■ Task to carry out:
Count the lines below that contain the word "this", and reply with only that number.

■ Data block:
————————
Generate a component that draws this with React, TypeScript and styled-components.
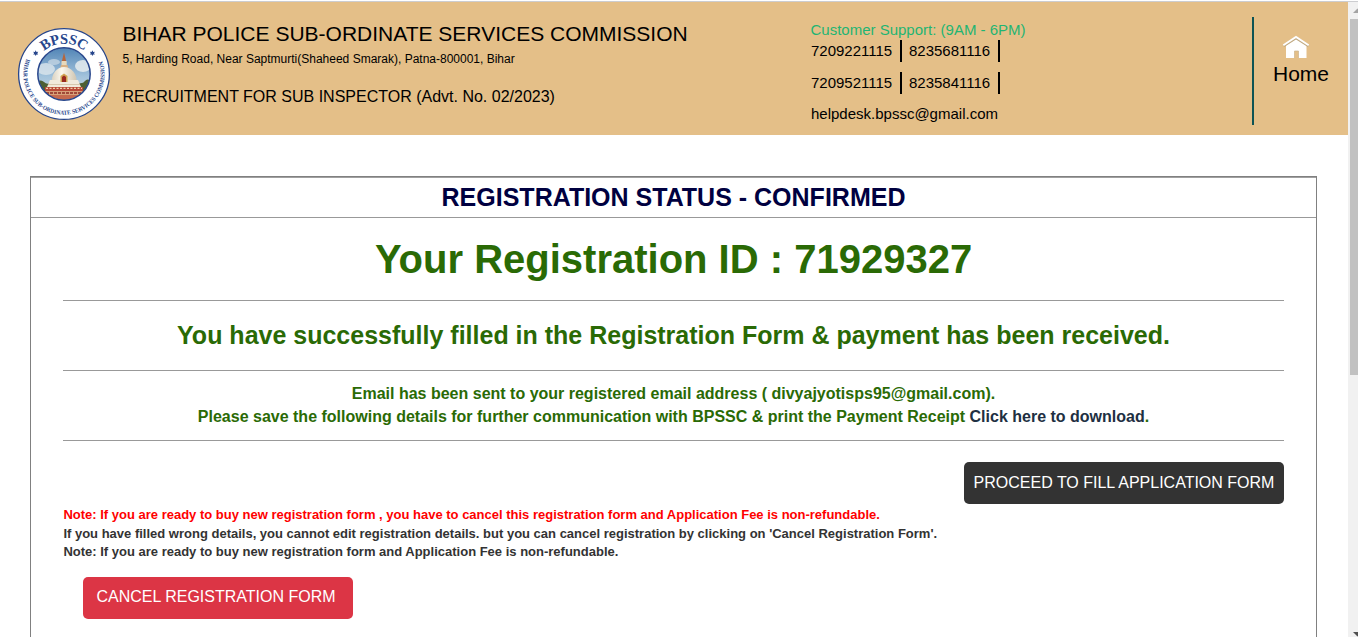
import React from 'react';
import styled, { createGlobalStyle } from 'styled-components';

const GlobalStyle = createGlobalStyle`
  * { box-sizing: border-box; }
  body {
    margin: 0;
    overflow: hidden;
    background: #fff;
    font-family: "Liberation Sans", Arial, sans-serif;
  }
`;

const Window = styled.div`
  display: flex;
  width: 1358px;
  height: 637px;
  overflow: hidden;
`;

const TopEdge = styled.div`
  height: 2px;
  flex: none;
  border-bottom: 1px solid #cccdd0;
  background: #fff;
`;

const Shell = styled.div`
  display: flex;
  flex-direction: column;
  width: 1358px;
  height: 637px;
  overflow: hidden;
`;

const Page = styled.div`
  width: 1348px;
  flex: none;
`;

const Header = styled.header`
  display: flex;
  height: 133px;
  background: #e4bf88;
  color: #000;
`;

const LogoBox = styled.div`
  width: 122.5px;
  padding: 25px 0 0 17px;
`;

const TitleBlock = styled.div`
  width: 688px;
  padding-top: 20px;
`;

const Line = styled.div<{ $size: number; $height: number; $gap?: number }>`
  font-size: ${p => p.$size}px;
  line-height: ${p => p.$height}px;
  margin-top: ${p => p.$gap ?? 0}px;
  white-space: nowrap;
`;

const Support = styled.div`
  width: 441.5px;
  padding-top: 19px;
`;

const SupportHeading = styled(Line)`
  color: #1fb573;
`;

const PhoneRow = styled.div<{ $gap: number }>`
  display: flex;
  gap: 7px;
  margin-top: ${p => p.$gap}px;
  padding-left: 0.5px;
`;

const Phone = styled.span`
  width: 91px;
  height: 22px;
  padding-top: 2px;
  border-right: 2px solid #000;
  font-size: 15px;
  line-height: 17px;
`;

const Email = styled(Line)`
  padding-left: 0.5px;
`;

const HomeLink = styled.a`
  display: flex;
  flex-direction: column;
  align-items: center;
  width: 96px;
  height: 108px;
  margin-top: 15px;
  padding-top: 18px;
  border-left: 2px solid #0d5354;
  font-size: 21px;
  line-height: 23px;

  svg { display: block; margin: 0 10px 4px 0; }
`;

const Panel = styled.main`
  width: 1287px;
  height: 480px;
  margin: 41px 0 0 30px;
  border: 1px solid #808080;
`;

const PanelTitle = styled.h1`
  height: 41px;
  margin: 0;
  padding-top: 5px;
  border-top: 1px solid #a0a0a0;
  border-bottom: 1px solid #999;
  color: #000040;
  font-size: 25px;
  line-height: 29px;
  text-align: center;
`;

const PanelBody = styled.div`
  padding: 0 32px;
`;

const Section = styled.section<{ $height: number; $top: number; $size: number; $line: number }>`
  height: ${p => p.$height}px;
  padding-top: ${p => p.$top}px;
  border-bottom: 1px solid #999;
  color: #2a6a05;
  font-size: ${p => p.$size}px;
  font-weight: 700;
  line-height: ${p => p.$line}px;
  text-align: center;
  white-space: nowrap;
`;

const DownloadLink = styled.a`
  color: #212f42;
`;

const Actions = styled.div`
  display: flex;
  justify-content: flex-end;
  padding-top: 21px;
`;

const Button = styled.button<{ $danger?: boolean }>`
  display: block;
  width: ${p => (p.$danger ? 270 : 320)}px;
  height: 42px;
  margin: ${p => (p.$danger ? '17px 0 0 20px' : '0')};
  padding: ${p => (p.$danger ? '0 4px 3px 0' : '0 0 1px')};
  border: 0;
  border-radius: 5px;
  background: ${p => (p.$danger ? '#dc3545' : '#333')};
  color: #fff;
  font: 16px/18px "Liberation Sans", Arial, sans-serif;
  text-align: center;
  white-space: nowrap;
`;

const Notes = styled.div`
  padding: 3px 0 0 0.4px;
  color: #333;
  font-size: 13px;
  font-weight: 700;
  white-space: nowrap;
`;

const Note = styled.p<{ $alert?: boolean; $height?: number }>`
  margin: 0;
  color: ${p => (p.$alert ? '#f00' : 'inherit')};
  line-height: 15px;
  height: ${p => p.$height ?? 18}px;
`;

const NoteList = styled.div`
  padding-top: 1px;
`;

const Scrollbar = styled.div`
  display: flex;
  flex-direction: column;
  flex: none;
  width: 10px;
  height: 635px;
  background: #f1f1f1;
  overflow: hidden;

  svg { display: block; flex: none; }
`;

const Thumb = styled.div`
  width: 8px;
  height: 356px;
  margin: 0 0 auto 2px;
  background: #c1c1c1;
`;

const Emblem = () => (
  <svg width="94" height="94" viewBox="17 27 94 94" style={{ display: 'block' }}>
    <defs>
      <clipPath id="scene"><circle cx="64" cy="74" r="26" /></clipPath>
      <linearGradient id="sky" x1="0" y1="0" x2="0" y2="1">
        <stop offset="0" stopColor="#4f83b5" />
        <stop offset="0.55" stopColor="#a3c3dc" />
        <stop offset="1" stopColor="#d5dfe4" />
      </linearGradient>
      <linearGradient id="dome" x1="0" y1="0" x2="1" y2="0">
        <stop offset="0" stopColor="#d9d1c0" />
        <stop offset="0.4" stopColor="#fbf8ee" />
        <stop offset="1" stopColor="#cfc4b0" />
      </linearGradient>
      <path id="topArc" d="M33.5 74 A30.5 30.5 0 0 1 94.5 74" />
      <path id="lowArc" d="M26.4 58.8 A40.6 40.6 0 1 0 101.6 58.8" />
    </defs>
    <circle cx="64" cy="74" r="45.4" fill="#fff" stroke="#27468c" strokeWidth="1.3" />
    <g clipPath="url(#scene)">
      <rect x="37" y="47" width="54" height="54" fill="url(#sky)" />
      <ellipse cx="46" cy="69" rx="9" ry="6" fill="#dce6ec" opacity="0.8" />
      <ellipse cx="54" cy="62" rx="6" ry="3" fill="#c3d5e2" opacity="0.8" />
      <ellipse cx="83" cy="66" rx="8" ry="6" fill="#e6ecef" opacity="0.85" />
      <path d="M37 82q4-3 7 0t6 1v9H37zM91 81q-4-3-6 0t-7 2v9h13z" fill="#4d5f34" />
      <path d="M64 52.5l1 4 1.3 5.5h-4.6l1.3-5.5z" fill="#b5663c" />
      <path d="M61.5 61h5.2v4.5h-5.2z" fill="#e8d9bb" />
      <path d="M61 65h6.5l.8 3h-8z" fill="#d9b184" />
      <path d="M52 84C50.500 74 57 67 64 67S78 74 76.500 84z" fill="url(#dome)" />
      <path d="M50 80h28l3 7H47z" fill="#f1eadb" />
      <path d="M48 84.500h32" stroke="#cdb999" strokeWidth="0.700" />
      <path d="M60.500 82v-6l3.500-2.500 3.500 2.500v6z" fill="#d1a451" />
      <path d="M62 82v-5l2-1.500 2 1.500v5z" fill="#9a2a20" />
      <path d="M45 87h38v4H45z" fill="#b94a38" />
      <path d="M46 88.300h36" stroke="#efd0a8" strokeWidth="1.200" strokeDasharray="2 1.500" />
      <path d="M41 91h46v4H41z" fill="#d8a078" />
      <path d="M42 93h44" stroke="#8d2e25" strokeWidth="1.400" strokeDasharray="3 1" />
      <path d="M41 95h46v6H41z" fill="#c46a4e" />
    </g>
    <circle cx="64" cy="74" r="26.200" fill="none" stroke="#27468c" strokeWidth="1.500" />
    <g fill="#27468c" fontFamily="Liberation Serif, serif" fontWeight="700">
      <text fontSize="14.500" letterSpacing="-0.300" textAnchor="middle">
        <textPath href="#topArc" startOffset="50%">BPSSC</textPath>
      </text>
      <text fontSize="6" textLength="156" lengthAdjust="spacingAndGlyphs">
        <textPath href="#lowArc" textLength="156" lengthAdjust="spacingAndGlyphs">BIHAR POLICE SUB-ORDINATE SERVICES COMMISSION</textPath>
      </text>
    </g>
    {[35.7, 92.4].map(x => (
      <path key={x} transform={`translate(${x} 53.200)`} fill="#27468c"
        d="M0-2.900L.8-1.300 2.500-1.400 1.600 0 2.500 1.400.8 1.300 0 2.900-.8 1.300-2.500 1.400-1.600 0-2.500-1.400-.8-1.300z" />
    ))}
  </svg>
);

const House = () => (
  <svg width="28" height="23" viewBox="0 0 28 23">
    <path d="M4 10.500L14 4l10.500 6.500V23H16.500v-7h-4v7H4z" fill="#fff" />
    <path d="M16.500 23v-7h-4v7" fill="none" stroke="#cbb48e" strokeWidth="0.700" />
    <path d="M1.500 11L14 2.900 26.500 11" fill="none" stroke="#c0aa84" strokeWidth="2.600" />
    <path d="M1.300 10.200L14 2l12.700 8.200" fill="none" stroke="#fff" strokeWidth="1.900" />
  </svg>
);

export default function App() {
  return (
    <Shell>
      <GlobalStyle />
      <TopEdge />
      <Window>
        <Page>
          <Header>
            <LogoBox><Emblem /></LogoBox>
            <TitleBlock>
              <Line $size={21} $height={23}>BIHAR POLICE SUB-ORDINATE SERVICES COMMISSION</Line>
              <Line $size={12} $height={14} $gap={7}>5, Harding Road, Near Saptmurti(Shaheed Smarak), Patna-800001, Bihar</Line>
              <Line $size={16} $height={17} $gap={22}>RECRUITMENT FOR SUB INSPECTOR (Advt. No. 02/2023)</Line>
            </TitleBlock>
            <Support>
              <SupportHeading $size={15} $height={17}>Customer Support: (9AM - 6PM)</SupportHeading>
              <PhoneRow $gap={2}><Phone>7209221115</Phone><Phone>8235681116</Phone></PhoneRow>
              <PhoneRow $gap={10}><Phone>7209521115</Phone><Phone>8235841116</Phone></PhoneRow>
              <Email $size={15} $height={17} $gap={11}>helpdesk.bpssc@gmail.com</Email>
            </Support>
            <HomeLink><House />Home</HomeLink>
          </Header>
          <Panel>
            <PanelTitle>REGISTRATION STATUS - CONFIRMED</PanelTitle>
            <PanelBody>
              <Section $height={83} $top={18} $size={40} $line={46}>Your Registration ID : 71929327</Section>
              <Section $height={70} $top={20} $size={25} $line={29}>
                You have successfully filled in the Registration Form &amp; payment has been received.
              </Section>
              <Section $height={70} $top={11} $size={16} $line={23}>
                Email has been sent to your registered email address ( divyajyotisps95@gmail.com).<br />
                Please save the following details for further communication with BPSSC &amp; print the Payment Receipt{' '}
                <DownloadLink>Click here to download</DownloadLink>.
              </Section>
              <Actions><Button>PROCEED TO FILL APPLICATION FORM</Button></Actions>
              <Notes>
                <Note $alert>Note: If you are ready to buy new registration form , you have to cancel this registration form and Application Fee is non-refundable.</Note>
                <NoteList>
                  <Note>If you have filled wrong details, you cannot edit registration details. but you can cancel registration by clicking on 'Cancel Registration Form'.</Note>
                  <Note $height={16}>Note: If you are ready to buy new registration form and Application Fee is non-refundable.</Note>
                </NoteList>
              </Notes>
              <Button $danger>CANCEL REGISTRATION FORM</Button>
            </PanelBody>
          </Panel>
        </Page>
        <Scrollbar>
          <svg width="17" height="17" viewBox="0 0 17 17"><path d="M5 11l4.500-4.500L14 11z" fill="#a3a3a3" /></svg>
          <Thumb />
          <svg width="17" height="5" viewBox="0 0 17 5"><path d="M5 0h9L9.500 4.500z" fill="#505050" /></svg>
        </Scrollbar>
      </Window>
    </Shell>
  );
}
————————
■ Solution:
2